● Records provided

▽

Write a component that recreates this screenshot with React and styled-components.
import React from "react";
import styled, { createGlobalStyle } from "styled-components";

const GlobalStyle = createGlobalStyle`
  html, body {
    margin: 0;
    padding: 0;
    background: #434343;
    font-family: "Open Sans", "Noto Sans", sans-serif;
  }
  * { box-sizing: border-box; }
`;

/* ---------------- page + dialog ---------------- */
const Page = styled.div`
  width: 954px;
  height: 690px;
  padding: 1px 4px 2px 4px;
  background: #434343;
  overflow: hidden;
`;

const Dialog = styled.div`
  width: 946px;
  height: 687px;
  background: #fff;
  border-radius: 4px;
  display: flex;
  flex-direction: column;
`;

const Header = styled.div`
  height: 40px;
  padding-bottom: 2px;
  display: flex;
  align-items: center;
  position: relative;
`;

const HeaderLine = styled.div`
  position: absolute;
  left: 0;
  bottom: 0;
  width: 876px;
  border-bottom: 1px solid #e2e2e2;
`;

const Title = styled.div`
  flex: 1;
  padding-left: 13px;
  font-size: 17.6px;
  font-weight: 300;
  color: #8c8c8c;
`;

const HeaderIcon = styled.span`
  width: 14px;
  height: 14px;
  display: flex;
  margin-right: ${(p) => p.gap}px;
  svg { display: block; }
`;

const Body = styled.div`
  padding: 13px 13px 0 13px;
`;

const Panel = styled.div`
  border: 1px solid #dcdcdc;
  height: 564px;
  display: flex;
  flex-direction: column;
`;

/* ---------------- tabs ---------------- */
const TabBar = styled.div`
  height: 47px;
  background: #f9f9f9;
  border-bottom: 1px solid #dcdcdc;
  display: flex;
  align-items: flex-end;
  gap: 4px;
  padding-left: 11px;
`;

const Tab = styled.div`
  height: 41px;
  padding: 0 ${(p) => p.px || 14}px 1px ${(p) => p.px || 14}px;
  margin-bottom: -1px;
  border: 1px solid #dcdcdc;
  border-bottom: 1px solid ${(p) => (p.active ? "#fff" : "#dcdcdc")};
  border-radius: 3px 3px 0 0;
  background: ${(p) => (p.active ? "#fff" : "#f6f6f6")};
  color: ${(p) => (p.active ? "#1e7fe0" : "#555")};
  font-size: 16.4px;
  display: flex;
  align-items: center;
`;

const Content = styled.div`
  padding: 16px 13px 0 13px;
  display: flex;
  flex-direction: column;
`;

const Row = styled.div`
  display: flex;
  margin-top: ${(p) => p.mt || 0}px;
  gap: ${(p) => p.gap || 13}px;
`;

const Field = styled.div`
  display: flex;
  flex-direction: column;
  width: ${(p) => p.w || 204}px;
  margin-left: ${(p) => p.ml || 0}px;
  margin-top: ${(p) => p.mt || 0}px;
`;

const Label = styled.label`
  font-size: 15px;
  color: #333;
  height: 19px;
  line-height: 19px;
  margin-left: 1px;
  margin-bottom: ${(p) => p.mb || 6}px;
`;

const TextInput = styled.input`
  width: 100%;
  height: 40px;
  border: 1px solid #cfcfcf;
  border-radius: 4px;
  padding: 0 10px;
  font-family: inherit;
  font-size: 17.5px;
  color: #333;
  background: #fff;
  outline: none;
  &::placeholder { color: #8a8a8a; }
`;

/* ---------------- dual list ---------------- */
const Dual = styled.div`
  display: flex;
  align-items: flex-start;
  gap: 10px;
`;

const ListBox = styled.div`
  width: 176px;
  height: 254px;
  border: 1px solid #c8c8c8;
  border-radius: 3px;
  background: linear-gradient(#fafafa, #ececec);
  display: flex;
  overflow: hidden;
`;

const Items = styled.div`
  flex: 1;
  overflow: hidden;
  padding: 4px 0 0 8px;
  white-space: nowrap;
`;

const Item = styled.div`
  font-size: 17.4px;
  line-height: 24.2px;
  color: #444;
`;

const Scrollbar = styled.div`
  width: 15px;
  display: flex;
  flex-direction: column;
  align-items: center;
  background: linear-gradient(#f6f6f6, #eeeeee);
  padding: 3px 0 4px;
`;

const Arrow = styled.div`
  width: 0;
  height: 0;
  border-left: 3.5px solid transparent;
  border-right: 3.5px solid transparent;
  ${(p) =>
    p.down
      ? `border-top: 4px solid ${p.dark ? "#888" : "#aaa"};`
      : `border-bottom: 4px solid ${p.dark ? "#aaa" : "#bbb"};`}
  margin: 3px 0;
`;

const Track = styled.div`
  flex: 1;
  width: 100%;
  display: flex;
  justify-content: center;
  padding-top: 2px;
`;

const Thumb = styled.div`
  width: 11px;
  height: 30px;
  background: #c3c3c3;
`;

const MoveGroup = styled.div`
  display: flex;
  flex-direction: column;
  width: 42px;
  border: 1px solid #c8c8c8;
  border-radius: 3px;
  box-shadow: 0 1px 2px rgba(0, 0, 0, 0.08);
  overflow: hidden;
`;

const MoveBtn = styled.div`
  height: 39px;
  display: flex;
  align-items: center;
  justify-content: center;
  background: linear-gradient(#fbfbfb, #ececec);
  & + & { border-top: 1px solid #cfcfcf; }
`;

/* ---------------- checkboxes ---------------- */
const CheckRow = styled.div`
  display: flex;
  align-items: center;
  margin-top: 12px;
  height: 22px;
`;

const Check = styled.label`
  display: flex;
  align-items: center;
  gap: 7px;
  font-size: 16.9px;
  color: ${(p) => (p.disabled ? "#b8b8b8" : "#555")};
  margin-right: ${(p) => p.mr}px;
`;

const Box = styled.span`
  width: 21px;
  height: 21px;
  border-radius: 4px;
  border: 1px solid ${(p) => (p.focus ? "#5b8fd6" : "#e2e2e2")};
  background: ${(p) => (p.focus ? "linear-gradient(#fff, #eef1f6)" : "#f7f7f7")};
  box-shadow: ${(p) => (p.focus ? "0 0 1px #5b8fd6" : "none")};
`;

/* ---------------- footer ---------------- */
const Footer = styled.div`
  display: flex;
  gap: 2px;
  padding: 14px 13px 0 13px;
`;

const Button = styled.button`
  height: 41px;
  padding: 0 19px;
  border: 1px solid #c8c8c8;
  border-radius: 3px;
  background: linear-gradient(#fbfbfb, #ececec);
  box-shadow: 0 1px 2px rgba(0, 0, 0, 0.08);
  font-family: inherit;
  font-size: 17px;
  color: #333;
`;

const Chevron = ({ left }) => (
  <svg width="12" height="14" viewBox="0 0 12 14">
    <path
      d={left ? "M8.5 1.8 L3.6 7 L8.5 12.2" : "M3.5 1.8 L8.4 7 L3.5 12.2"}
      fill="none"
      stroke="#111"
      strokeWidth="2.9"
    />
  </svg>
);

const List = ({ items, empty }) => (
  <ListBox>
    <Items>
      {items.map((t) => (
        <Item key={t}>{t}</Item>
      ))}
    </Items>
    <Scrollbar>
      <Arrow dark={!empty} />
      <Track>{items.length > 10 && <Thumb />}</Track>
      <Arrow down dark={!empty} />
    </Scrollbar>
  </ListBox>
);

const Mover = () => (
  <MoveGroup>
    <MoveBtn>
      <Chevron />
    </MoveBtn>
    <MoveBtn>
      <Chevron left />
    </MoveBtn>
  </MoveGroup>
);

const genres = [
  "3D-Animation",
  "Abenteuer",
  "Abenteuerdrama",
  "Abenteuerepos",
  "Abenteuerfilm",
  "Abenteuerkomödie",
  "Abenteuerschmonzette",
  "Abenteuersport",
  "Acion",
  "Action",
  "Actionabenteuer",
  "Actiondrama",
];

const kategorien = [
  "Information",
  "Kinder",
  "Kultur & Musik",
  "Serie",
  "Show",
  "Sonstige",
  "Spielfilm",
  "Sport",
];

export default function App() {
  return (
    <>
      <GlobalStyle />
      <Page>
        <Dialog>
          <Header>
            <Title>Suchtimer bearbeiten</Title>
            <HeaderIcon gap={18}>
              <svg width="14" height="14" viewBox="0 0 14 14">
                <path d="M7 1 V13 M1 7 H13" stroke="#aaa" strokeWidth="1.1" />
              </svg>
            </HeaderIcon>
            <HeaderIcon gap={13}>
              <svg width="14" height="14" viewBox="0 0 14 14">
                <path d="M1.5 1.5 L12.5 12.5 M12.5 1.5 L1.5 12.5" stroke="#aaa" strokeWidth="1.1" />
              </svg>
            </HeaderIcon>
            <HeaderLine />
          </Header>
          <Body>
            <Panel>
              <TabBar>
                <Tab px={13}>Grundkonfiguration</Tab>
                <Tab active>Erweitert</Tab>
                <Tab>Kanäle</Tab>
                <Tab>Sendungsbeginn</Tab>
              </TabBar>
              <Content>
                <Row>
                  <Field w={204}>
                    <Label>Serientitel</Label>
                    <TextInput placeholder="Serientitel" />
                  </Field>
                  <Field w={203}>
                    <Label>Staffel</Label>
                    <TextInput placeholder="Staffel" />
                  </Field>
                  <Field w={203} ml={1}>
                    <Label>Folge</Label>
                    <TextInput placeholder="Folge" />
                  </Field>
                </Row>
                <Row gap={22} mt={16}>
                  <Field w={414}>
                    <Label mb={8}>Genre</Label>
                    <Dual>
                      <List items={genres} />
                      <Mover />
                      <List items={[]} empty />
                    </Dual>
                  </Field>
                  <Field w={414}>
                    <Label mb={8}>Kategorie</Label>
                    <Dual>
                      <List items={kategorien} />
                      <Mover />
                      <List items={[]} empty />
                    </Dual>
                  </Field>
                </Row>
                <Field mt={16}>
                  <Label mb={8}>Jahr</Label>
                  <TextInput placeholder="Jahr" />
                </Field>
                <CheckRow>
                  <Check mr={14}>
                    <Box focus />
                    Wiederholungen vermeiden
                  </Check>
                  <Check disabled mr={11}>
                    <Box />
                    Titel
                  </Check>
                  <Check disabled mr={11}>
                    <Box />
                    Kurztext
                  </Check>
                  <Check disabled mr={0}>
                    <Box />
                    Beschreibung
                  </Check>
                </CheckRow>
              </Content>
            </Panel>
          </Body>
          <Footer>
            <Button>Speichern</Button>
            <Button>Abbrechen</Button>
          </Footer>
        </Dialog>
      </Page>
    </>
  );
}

△
▽

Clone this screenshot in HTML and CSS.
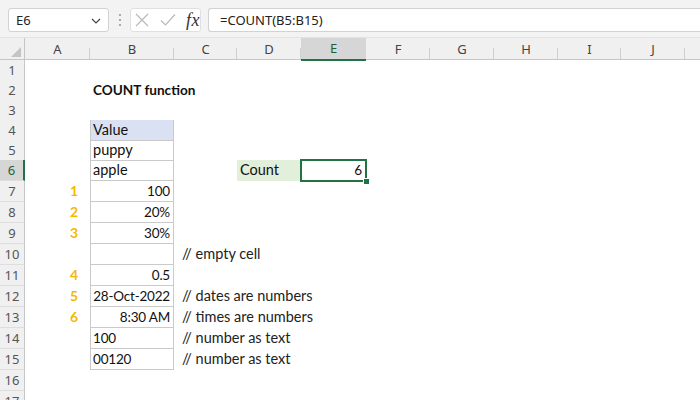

△

● Work instructions
How many lines in the entries contain the string "screenshot"? Answer with the number only.

● Answer in full
2